Here's the breakdown; In the case of Reimu, Marisa, and Sakuya as examples, if they go for that upwards movement coverage they have to highjump9 in order to do it. In the case of Marisa and Sakuya, if they do this when the opponent blocks they can simply take a step forward out of the corner and get behind Marisa/Sakuya, putting them in the corner. This is particularly bad for both of them since Sakuya can only hit behind her with her aerial 623 move and Marisa can't hit behind herself at all. Now that means they'd be put into the corner and the opponent would have direct frame advantage in which to do a jumping guard break or anti-air guard break for free damage plus corner knockdown. In the case of Reimu the opponent could D6 [4] to front step and then block, allowing them to jump up and hit Reimu from behind who is also unable to hit behind her with anything but her 421 teleports or air 236D Balls spellcards.
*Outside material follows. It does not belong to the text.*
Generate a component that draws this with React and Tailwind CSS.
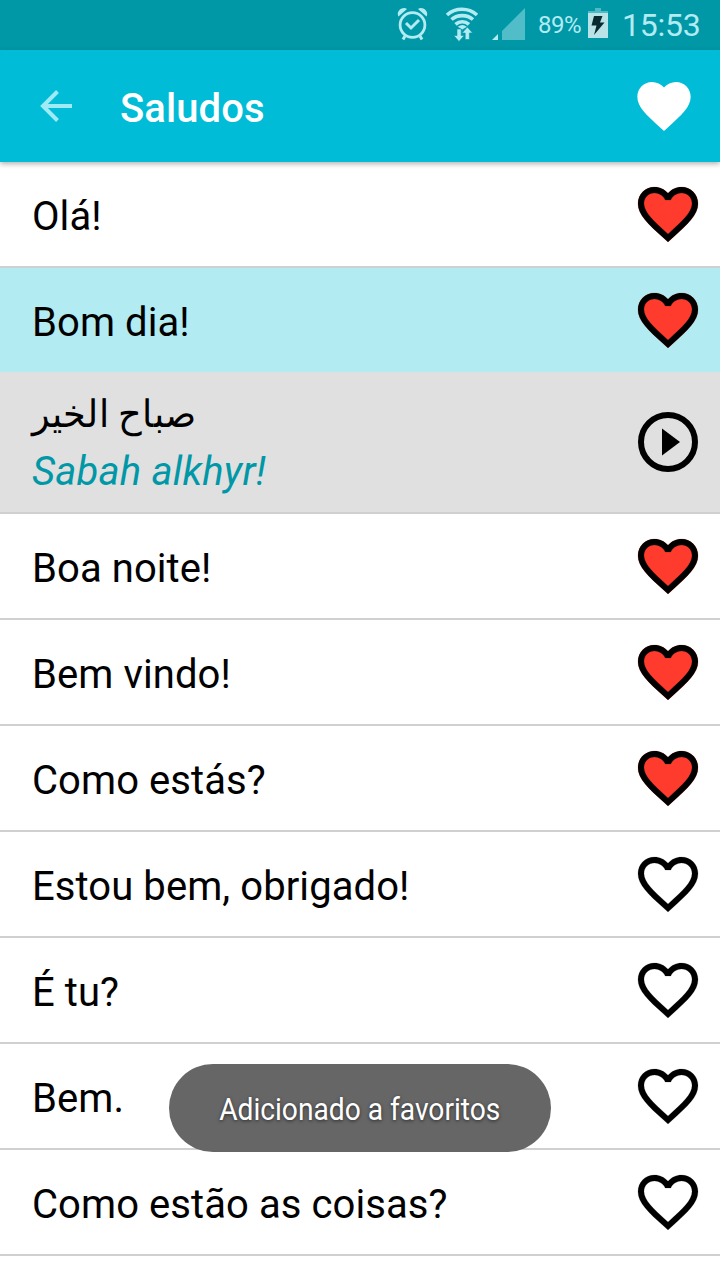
const HEART_OUTLINE = 'M16.5 3c-1.74 0-3.41.81-4.5 2.09C10.91 3.81 9.24 3 7.5 3 4.42 3 2 5.42 2 8.5c0 3.78 3.4 6.86 8.55 11.54L12 21.35l1.45-1.32C18.6 15.36 22 12.28 22 8.5 22 5.42 19.58 3 16.5 3zm-4.4 15.55l-.1.1-.1-.1C7.14 14.24 4 11.39 4 8.5 4 6.5 5.5 5 7.5 5c1.54 0 3.04.99 3.57 2.36h1.87C13.46 5.99 14.96 5 16.5 5c2 0 3.5 1.5 3.5 3.5 0 2.89-3.14 5.74-7.9 10.05z'
const HEART_SOLID = 'M12 21.35l-1.45-1.32C5.4 15.36 2 12.28 2 8.5 2 5.42 4.42 3 7.5 3c1.74 0 3.41.81 4.5 2.09C13.09 3.81 14.76 3 16.5 3 19.58 3 22 5.42 22 8.5c0 3.78-3.4 6.86-8.55 11.54L12 21.35z'

const phrases = [
  { text: 'Olá!', favorite: true },
  { text: 'Bom dia!', favorite: true, translation: 'صباح الخير', reading: 'Sabah alkhyr!' },
  { text: 'Boa noite!', favorite: true },
  { text: 'Bem vindo!', favorite: true },
  { text: 'Como estás?', favorite: true },
  { text: 'Estou bem, obrigado!', favorite: false },
  { text: 'É tu?', favorite: false },
  { text: 'Bem.', favorite: false },
  { text: 'Como estão as coisas?', favorite: false },
]

function StatusBar() {
  return (
    <div className="flex h-[50px] items-center bg-[#0097a7] pl-[396px] text-[#b2ebf2]">
      {/* Alarm */}
      <svg className="h-[50px] w-[34px] shrink-0" viewBox="396 0 34 50" fill="none" stroke="currentColor">
        <circle cx="412.5" cy="25" r="12.4" strokeWidth="2.8" />
        <path d="M406 23l5 5 8-8" strokeWidth="3" />
        <path d="M405 36l-2 3.500M420 36l2 3.500" strokeWidth="3" />
        <path d="M398.500 16.500c-3-5 4-11 8.500-7.500zM426.500 16.500c3-5-4-11-8.500-7.500z" fill="currentColor" stroke="none" />
      </svg>
      {/* Wifi */}
      <svg className="ml-4 h-[50px] w-[34px] shrink-0" viewBox="446 0 34 50" fill="none" stroke="currentColor">
        <path d="M447 15c8.500-7.600 21.500-7.600 30 0M451.500 19.500c6-5.200 15.500-5.200 21.500 0M455.500 24.300c4-3.500 9.500-3.500 13.500 0" strokeWidth="3.6" />
        <path d="M457.800 26.800q4.500-3.500 9 0l-4.500 2.700z" fill="currentColor" stroke="none" />
        <path d="M457 29h4.200v6.500h3l-5.200 6-5.200-6h3.200zM465.200 39.500h4.200v-6.500h3.200l-5.300-6-5.200 6h3.100z" fill="currentColor" stroke="#0097a7" strokeWidth=".6" />
      </svg>
      {/* Signal */}
      <svg className="ml-3 h-[50px] w-[34px] shrink-0" viewBox="492 0 34 50" fill="currentColor">
        <path d="M492 40l6-6v6z" />
        <path d="M502 40v-9l23-23v32z" opacity=".45" />
      </svg>
      <span className="ml-3 w-[44px] shrink-0 whitespace-nowrap text-[24px] tracking-[-0.5px]">89%</span>
      {/* Battery */}
      <svg className="ml-[6px] h-[50px] w-[20px] shrink-0" viewBox="588 0 20 50">
        <path d="M595 8h6v3h7v3h-20v-3h7z" fill="#4dbac5" />
        <path d="M588 13h20v25h-20z" fill="#b9e3e6" />
        <path d="M594 16h8.500l-2.500 6.500h4.500l-10.500 12.500 2.500-9.500h-5z" fill="#092b30" />
      </svg>
      <span className="ml-[14px] whitespace-nowrap text-[32px] tracking-[-0.25px]">15:53</span>
    </div>
  )
}

function Header() {
  return (
    <header className="relative flex h-[112px] items-center bg-[#00bcd7] pr-6 pl-10 shadow-[0_2px_5px_rgba(0,0,0,0.3)]">
      <svg className="h-8 w-8 text-[#9eebf5]" viewBox="0 0 32 32" fill="none" stroke="currentColor" strokeWidth="4">
        <path d="M32 16H3M17.500 1.500L3 16l14.500 14.500" />
      </svg>
      <h1 className="mt-[6px] ml-12 flex-1 text-[40px] leading-none font-medium tracking-[0.1px] text-white">Saludos</h1>
      <svg className="h-[64px] w-[64px]" viewBox="0 0 24 24" fill="#fff">
        <path d={HEART_SOLID} />
      </svg>
    </header>
  )
}

function FavoriteIcon({ active }) {
  return (
    <svg className="h-[72px] w-[72px] shrink-0" viewBox="0 0 24 24">
      {active && <path d={HEART_SOLID} fill="#ff3b2d" />}
      {/* the stroke hides the red fringe along the outer edge */}
      <path d={HEART_OUTLINE} fill="#000" stroke="#000" strokeWidth="0.05" />
    </svg>
  )
}

function PhraseRow({ text, favorite, translation, reading }) {
  return (
    <li>
      <div className={`flex items-center justify-between pr-4 pl-8 ${translation ? 'h-[104px] bg-[#b2ebf2]' : 'h-[106px] border-b-2 border-[#d0d0d0] bg-white'}`}>
        <span className="mt-[6px] text-[40px] leading-none tracking-[0.08px]">{text}</span>
        <FavoriteIcon active={favorite} />
      </div>
      {translation && (
        <div className="flex h-[142px] items-center justify-between border-b-2 border-[#d0d0d0] bg-[#e0e0e0] pr-4 pl-8">
          <div className="flex flex-col items-start">
            <span lang="ar" dir="rtl" className="h-[58px] origin-left scale-x-[0.965] text-[38px] leading-[58px]">{translation}</span>
            <span className="h-[56px] text-[40px] leading-[58px] tracking-[0.2px] text-[#0097a7] italic">{reading}</span>
          </div>
          <svg className="h-[72px] w-[72px] shrink-0" viewBox="0 0 24 24">
            <circle cx="12" cy="12" r="9" fill="none" stroke="#000" strokeWidth="2" />
            <path d="M10 16.5l6-4.5-6-4.5z" />
          </svg>
        </div>
      )}
    </li>
  )
}

export default function App() {
  return (
    <div className="relative h-[1280px] w-[720px] overflow-hidden bg-white font-['Roboto',sans-serif] text-black">
      <StatusBar />
      <Header />
      <ul>
        {phrases.map(p => <PhraseRow key={p.text} {...p} />)}
      </ul>

      {/* Toast */}
      <div className="absolute top-[1064px] left-[169px] flex h-[88px] w-[382px] items-center justify-center rounded-full bg-[#666]">
        <span className="mt-[2px] scale-x-[0.88] text-[32px] whitespace-nowrap text-white [text-shadow:0_1px_4px_rgba(0,0,0,0.6)]">Adicionado a favoritos</span>
      </div>
    </div>
  )
}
therefore, when the aggressor assumes the defender is a smart conservative player and will defend by blocking, they will ideally low IAD in order to keep the pressure string going and do additional spirit damage, as seen with the Sakuya and Marisa clips against the blocking opponent. The aggressor won't risk fishing for that huge damage with the highjump9 option because that risks completely losing momentum and they assume the opponent isn't crazy enough to risk using that option.

Now, a really smart and conservative aggressor would simply not cancel the bullets at all and wait to react to what the opponent does. Such as, if the opponent does a highjump, they lose the opportunity to net huge damage with a counterhit, but they still have the ability to chase the opponent out of the air with ground dashes for positioning and a quick jump string for a guard crush or a good solid anti-air for a guard break. Doing all this in-action allows the aggressor to take mental note of how the opponent reacts in a situation so that they can get a "read" (yomi read) on the opponent and familiarize themselves with the opponent's habits, perhaps even subconsciously.

If the opponent doesn't move then the aggressor still has frame advantage and they can smack them with another melee or another bullet and keep going, so they don't lose any momentum or initiative by doing this.

Thus, when better players see the opponent constantly doing highjump8 in any situation where they are at a disadvantage, the better player is thinking to themselves "Why would you do that? Don't you know if you keep doing that you'll eventually get CH to death?". And that's when they flip modes and start fishing for it.

If the situation was reversed and the smart player was on the defensive, the correct option is to play conservatively while mixing in some well educated guesses in order to keep the opponent from getting a read on you and getting in your head (if you're predictable, you die). Since if you do things intelligently-random it forces the opponent to guess what you will do, and the act of guessing is technically risky (as outlined above).

A well informed and patient opponent might simply allow themselves to be hit by a bullet out of a low jump (non-HJ jump), or be hit by a 22x move rather than trying to block it, simply so that they can be knocked down and tech out of the corner, which gives them much better chances of escape against certain characters, since a lot of characters will be forced to use melee in combination with bullets for okizeme rushdown. And it is the predictable melee attack that can be countered by DP's and D-Bombs or possibly even escaped with proper footing or backdashing, which is what the defender is banking on. Once you've teched into mid-screen you have slightly better movement options as outlined in the following section.

But really, that is quite literally the true definition of playing a mind game. A player who blocked intelligently and waiting for the right moment to either take the hit or sacrifice a bomb in order to get out of the corner and switch momentum was playing a counter-mindgame. They knew that they were being forced into making a bad decision, so they chose not to make any really bad choices and just take the hit that was least painful. In a way, it's a lot like a classic ST Ryu fireball trap, except that you can graze the fireballs.